As a novelist, I like dramatising the lives of famous figures from the past, but it becomes tricky when they are still alive or have close living relatives. At the time of writing it is almost twenty years since the death of Diana, Princess of Wales, but I decided not to make her a character in this novel. Instead, I invented the characters of Alex, Rachel and Susie Hargreaves, and viewed Diana, and the investigation into her death, through their eyes. The reason for Diana and Dodi’s twenty-eight-minute visit to Villa Windsor on 30 August 1997 is still not entirely clear but the painting was my invention. Certainly it seems unlikely that Diana would ever have lived there.

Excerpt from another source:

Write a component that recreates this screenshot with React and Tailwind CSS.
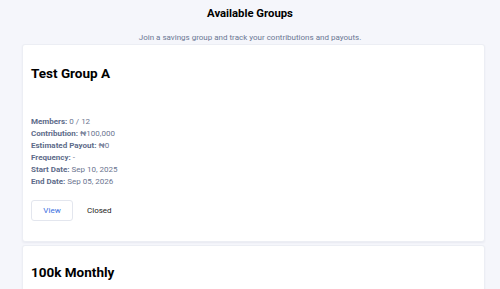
export default function App() {
  const details = [
    ["Members:", "0 / 12"],
    ["Contribution:", "₦100,000"],
    ["Estimated Payout:", "₦0"],
    ["Frequency:", "-"],
    ["Start Date:", "Sep 10, 2025"],
    ["End Date:", "Sep 05, 2026"],
  ];

  return (
    <div
      className="h-[289px] bg-[#f5f6fb] overflow-hidden"
      style={{ fontFamily: "Roboto, 'Liberation Sans', sans-serif" }}
    >
      {/* Header */}
      <h1 className="pt-[6px] text-center text-[11.3px] leading-[16px] font-bold text-black">
        Available Groups
      </h1>
      <p className="mt-[10px] text-center text-[8px] leading-[12px] text-[#6b7794]">
        Join a savings group and track your contributions and payouts.
      </p>

      {/* Group cards */}
      <div className="ml-[22px] mr-[15px] flex flex-col gap-[3px]">
        <div className="bg-white rounded-[3px] border border-[#eceef4] shadow-[0_1px_2px_rgba(30,40,80,0.06)] px-[8px] pt-[18px] pb-[20px]">
          <h2 className="text-[13.5px] leading-[20px] font-bold text-black">Test Group A</h2>
          <div className="mt-[33px] flex flex-col text-[8px] leading-[12px] text-[#6b7590]">
            {details.map(([label, value]) => (
              <p key={label}>
                <span className="font-bold text-[#5d6b89]">{label}</span> {value}
              </p>
            ))}
          </div>
          <div className="mt-[12px] flex items-center gap-[14px]">
            <button className="w-[42px] h-[21px] rounded-[3px] border border-[#e3e6ee] bg-white text-[8px] text-[#3a6fe0]">
              View
            </button>
            <span className="text-[8px] text-[#1a1a1a]">Closed</span>
          </div>
        </div>

        <div className="bg-white rounded-[3px] border border-[#eceef4] shadow-[0_1px_2px_rgba(30,40,80,0.06)] px-[8px] pt-[16px] pb-[20px]">
          <h2 className="text-[13.5px] leading-[20px] font-bold text-black">100k Monthly</h2>
        </div>
      </div>
    </div>
  );
}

I have no evidence that Diana met the Duchess of Windsor, although it’s possible. Wallis was said to be very fond of Prince Charles, whom she met in 1971 when he visited her and the Duke in Paris. She came over to Britain for the Duke’s funeral in 1972 and spent three days as a guest of the Queen at Buckingham Palace, after which Charles wrote to her. She is said to have considered bequeathing some of her jewellery to his future wife, but in the event this did not happen. Both Charles and Diana attended Wallis’s funeral in 1986, at which her remains were placed next to the Duke’s in the royal burial ground near Windsor Castle.

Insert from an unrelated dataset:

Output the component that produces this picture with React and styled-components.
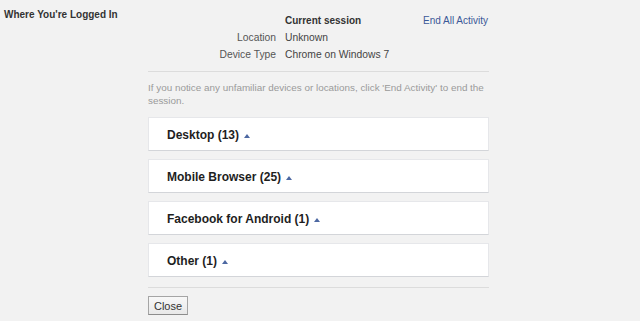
import React from 'react'
import styled, { createGlobalStyle } from 'styled-components'

const GlobalStyle = createGlobalStyle`
  html, body {
    margin: 0;
    padding: 0;
    background: #f2f2f2;
  }

  body {
    font-family: 'Liberation Sans', Arial, sans-serif;
    color: #333;
  }
`

const Page = styled.div`
  display: flex;
  align-items: flex-start;
  padding-top: 9px;
  width: 640px;
  height: 321px;
  box-sizing: border-box;
  overflow: hidden;
`

const SideTitle = styled.div`
  width: 144px;
  padding-left: 4px;
  font-size: 10px;
  line-height: 12px;
  font-weight: bold;
  color: #333;
`

const Content = styled.div`
  display: flex;
  flex-direction: column;
  width: 341px;
  padding-top: 3px;
`

const SessionTable = styled.div`
  display: grid;
  grid-template-columns: 128px 1fr auto;
  column-gap: 9px;
  font-size: 10.3px;
  line-height: 17px;
  padding-right: 1px;
`

const Label = styled.div`
  text-align: right;
  color: #555;
`

const Value = styled.div`
  color: ${p => (p.strong ? '#333' : '#444')};
  font-weight: ${p => (p.strong ? 'bold' : 'normal')};
  font-size: ${p => (p.strong ? '10px' : 'inherit')};
`

const ActionLink = styled.a`
  color: #3b5998;
  font-size: 10px;
  text-decoration: none;
  cursor: pointer;
`

const Divider = styled.hr`
  border: 0;
  border-top: 1px solid #dcdcdc;
  margin: ${p => p.margin};
  width: 100%;
`

const Hint = styled.p`
  margin: 0 0 10px;
  font-size: 9.9px;
  line-height: 13px;
  color: #9a9a9a;
`

const GroupList = styled.div`
  display: flex;
  flex-direction: column;
  gap: 8px;
`

const GroupCard = styled.div`
  display: flex;
  align-items: center;
  height: 34px;
  box-sizing: border-box;
  padding-left: 18px;
  padding-top: 1px;
  background: #fff;
  border: 1px solid #e6e7ea;
  border-bottom-color: #d3d5d9;
  font-size: 12px;
  font-weight: bold;
  color: #1e1e1e;
  cursor: pointer;
`

const Caret = styled.span`
  display: inline-block;
  margin-left: 5px;
  margin-top: 2px;
  width: 0;
  height: 0;
  border-left: 3.5px solid transparent;
  border-right: 3.5px solid transparent;
  border-bottom: 4px solid #4d68a2;
`

const CloseButton = styled.button`
  align-self: flex-start;
  width: 40px;
  height: 19px;
  padding: 0;
  font-family: 'Liberation Sans', Arial, sans-serif;
  font-size: 11px;
  color: #333;
  background: linear-gradient(#f8f8f8, #e8e8e8);
  border: 1px solid #a5a5a5;
  border-bottom-color: #8c8c8c;
  cursor: pointer;
`

const groups = [
  { name: 'Desktop', count: 13 },
  { name: 'Mobile Browser', count: 25 },
  { name: 'Facebook for Android', count: 1 },
  { name: 'Other', count: 1 },
]

const App = () => (
  <>
    <GlobalStyle />
    <Page>
      <SideTitle>Where You're Logged In</SideTitle>
      <Content>
        <SessionTable>
          <Label />
          <Value strong>Current session</Value>
          <ActionLink>End All Activity</ActionLink>
          <Label>Location</Label>
          <Value>Unknown</Value>
          <span />
          <Label>Device Type</Label>
          <Value>Chrome on Windows 7</Value>
          <span />
        </SessionTable>
        <Divider margin="8px 0 9px" />
        <Hint>
          If you notice any unfamiliar devices or locations, click 'End Activity' to end
          the session.
        </Hint>
        <GroupList>
          {groups.map(group => (
            <GroupCard key={group.name}>
              {group.name} ({group.count})
              <Caret />
            </GroupCard>
          ))}
        </GroupList>
        <Divider margin="10px 0 8px" />
        <CloseButton>Close</CloseButton>
      </Content>
    </Page>
  </>
)

export default App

Alex’s investigation of the crash that killed Princess Diana is only described in my novel between 31 August and Christmas 1997, by which time the conspiracy theorists were just getting started. For the stories of the ‘flash before the crash’, the search for the Fiat Uno, Diana’s premonitions that she would be murdered, the arguments over the carbon monoxide in Henri Paul’s blood, the large amount, of money that had been deposited in his bank account, the delays in an ambulance getting Diana to hospital, and many more controversies, there are a number of books available, as well as documentaries that can be found online.

Two programmes were shown on British television in June 1998: one backing the conspiracy theorists and the other, by journalist Martyn Gregory, pointing out the flaws in their arguments. Martyn Gregory’s account seems to me the more convincing, but opinion polls at that time indicated that a staggering 85 per cent of the British public believed Diana had been murdered.

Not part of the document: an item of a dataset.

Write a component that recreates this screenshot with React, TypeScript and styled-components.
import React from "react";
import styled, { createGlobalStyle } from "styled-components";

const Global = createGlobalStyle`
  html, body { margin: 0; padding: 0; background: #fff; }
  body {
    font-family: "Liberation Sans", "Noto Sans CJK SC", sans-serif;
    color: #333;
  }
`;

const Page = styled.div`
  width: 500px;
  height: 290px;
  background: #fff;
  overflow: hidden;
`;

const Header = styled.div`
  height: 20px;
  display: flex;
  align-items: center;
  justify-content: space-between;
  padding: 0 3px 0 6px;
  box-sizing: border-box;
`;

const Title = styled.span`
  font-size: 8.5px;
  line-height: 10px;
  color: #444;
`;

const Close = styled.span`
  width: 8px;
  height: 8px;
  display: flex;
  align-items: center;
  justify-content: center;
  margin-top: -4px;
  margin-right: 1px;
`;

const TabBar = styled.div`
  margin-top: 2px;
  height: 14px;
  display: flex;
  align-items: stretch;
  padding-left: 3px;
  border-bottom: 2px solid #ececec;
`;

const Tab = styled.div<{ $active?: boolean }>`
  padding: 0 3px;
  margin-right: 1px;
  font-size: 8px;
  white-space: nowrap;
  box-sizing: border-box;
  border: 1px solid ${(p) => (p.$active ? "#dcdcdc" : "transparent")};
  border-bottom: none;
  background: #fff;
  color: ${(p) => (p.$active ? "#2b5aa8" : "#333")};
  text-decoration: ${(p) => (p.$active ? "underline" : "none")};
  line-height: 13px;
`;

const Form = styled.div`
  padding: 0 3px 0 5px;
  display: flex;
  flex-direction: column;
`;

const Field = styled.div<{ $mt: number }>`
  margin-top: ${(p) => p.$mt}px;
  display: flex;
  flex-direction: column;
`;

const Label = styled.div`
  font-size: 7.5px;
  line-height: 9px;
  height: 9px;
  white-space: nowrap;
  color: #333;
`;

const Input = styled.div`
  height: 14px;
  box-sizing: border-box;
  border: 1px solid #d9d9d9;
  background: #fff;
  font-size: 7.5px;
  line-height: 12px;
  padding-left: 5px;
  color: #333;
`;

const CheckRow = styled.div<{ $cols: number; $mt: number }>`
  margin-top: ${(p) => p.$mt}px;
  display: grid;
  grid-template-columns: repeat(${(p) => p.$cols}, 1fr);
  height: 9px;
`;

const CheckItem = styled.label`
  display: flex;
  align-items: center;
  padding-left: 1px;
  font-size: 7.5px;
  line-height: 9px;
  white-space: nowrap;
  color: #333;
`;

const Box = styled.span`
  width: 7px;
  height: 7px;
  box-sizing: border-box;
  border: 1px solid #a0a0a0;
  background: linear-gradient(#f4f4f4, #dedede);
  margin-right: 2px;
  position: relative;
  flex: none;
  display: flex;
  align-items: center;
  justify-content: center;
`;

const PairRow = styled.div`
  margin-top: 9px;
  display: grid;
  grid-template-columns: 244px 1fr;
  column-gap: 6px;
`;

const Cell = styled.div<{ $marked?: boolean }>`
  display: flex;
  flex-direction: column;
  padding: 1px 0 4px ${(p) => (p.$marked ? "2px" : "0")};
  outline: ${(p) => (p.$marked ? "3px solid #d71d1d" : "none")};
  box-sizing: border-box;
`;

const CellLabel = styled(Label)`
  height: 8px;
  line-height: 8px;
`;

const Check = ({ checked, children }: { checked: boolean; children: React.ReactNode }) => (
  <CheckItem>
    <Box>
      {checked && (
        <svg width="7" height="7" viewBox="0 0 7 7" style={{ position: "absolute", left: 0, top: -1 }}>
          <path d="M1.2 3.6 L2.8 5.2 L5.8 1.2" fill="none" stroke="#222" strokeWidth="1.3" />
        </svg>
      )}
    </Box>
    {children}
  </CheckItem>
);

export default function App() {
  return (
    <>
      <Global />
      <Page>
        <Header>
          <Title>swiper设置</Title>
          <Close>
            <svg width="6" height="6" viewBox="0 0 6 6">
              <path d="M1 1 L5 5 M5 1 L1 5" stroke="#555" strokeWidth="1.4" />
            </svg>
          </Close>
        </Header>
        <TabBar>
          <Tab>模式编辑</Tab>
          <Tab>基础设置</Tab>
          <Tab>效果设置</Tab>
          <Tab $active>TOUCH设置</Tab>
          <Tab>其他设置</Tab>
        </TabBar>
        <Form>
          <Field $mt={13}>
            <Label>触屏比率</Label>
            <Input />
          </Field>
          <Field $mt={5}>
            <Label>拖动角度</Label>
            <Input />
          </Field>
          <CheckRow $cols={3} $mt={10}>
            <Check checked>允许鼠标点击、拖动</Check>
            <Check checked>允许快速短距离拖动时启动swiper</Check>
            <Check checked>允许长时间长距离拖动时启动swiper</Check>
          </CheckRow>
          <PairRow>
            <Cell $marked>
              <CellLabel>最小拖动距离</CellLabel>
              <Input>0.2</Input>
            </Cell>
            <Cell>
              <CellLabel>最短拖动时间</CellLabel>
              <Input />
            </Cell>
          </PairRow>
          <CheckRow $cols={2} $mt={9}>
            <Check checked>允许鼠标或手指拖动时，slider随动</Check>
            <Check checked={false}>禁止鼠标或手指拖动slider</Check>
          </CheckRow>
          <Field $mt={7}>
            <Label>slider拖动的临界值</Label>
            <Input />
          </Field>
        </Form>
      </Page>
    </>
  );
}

The French investigation into the crash did not report until 1999; it concluded that Diana died as a result of an accident caused by Henri Paul driving at high speed while intoxicated. It was followed by Operation Paget in the UK in 2004, an investigation into the various conspiracy theories, and a full judicial inquest, which reported in April 2008 that Diana and Dodi were killed as a result of the gross negligence of Henri Paul, and that the pursuing paparazzi were a contributory factor. For a full account of the crash, you can read the inquest findings online.

The emotional impact of Diana’s death was very real. There were dozens of sobbing faces in the crowd outside her funeral, and statistics show that the suicide rate in England and Wales increased by 17 per cent in the four weeks after her death, while documented instances of self-harm rose by 44.3 per cent. However, it would be hard to prove that it signalled a long-term change in the British national character, as some claimed at the time. Was the communal expression of grief valuable for those concerned? Or do some look back on it a little shamefaced now? Certainly it started a trend for massive floral tributes after the deaths of much-loved celebrities, with the north London display for George Michael a recent example.

I agree with the opinion Susie Hargreaves expresses in the novel, that Diana would have gone on to make a valuable contribution to the world. She would probably have had a few more romantic dramas as well. It will be fascinating to see the new perspectives on her all-too-brief life that will undoubtedly emerge around the twentieth anniversary of her death on 31 August 2017.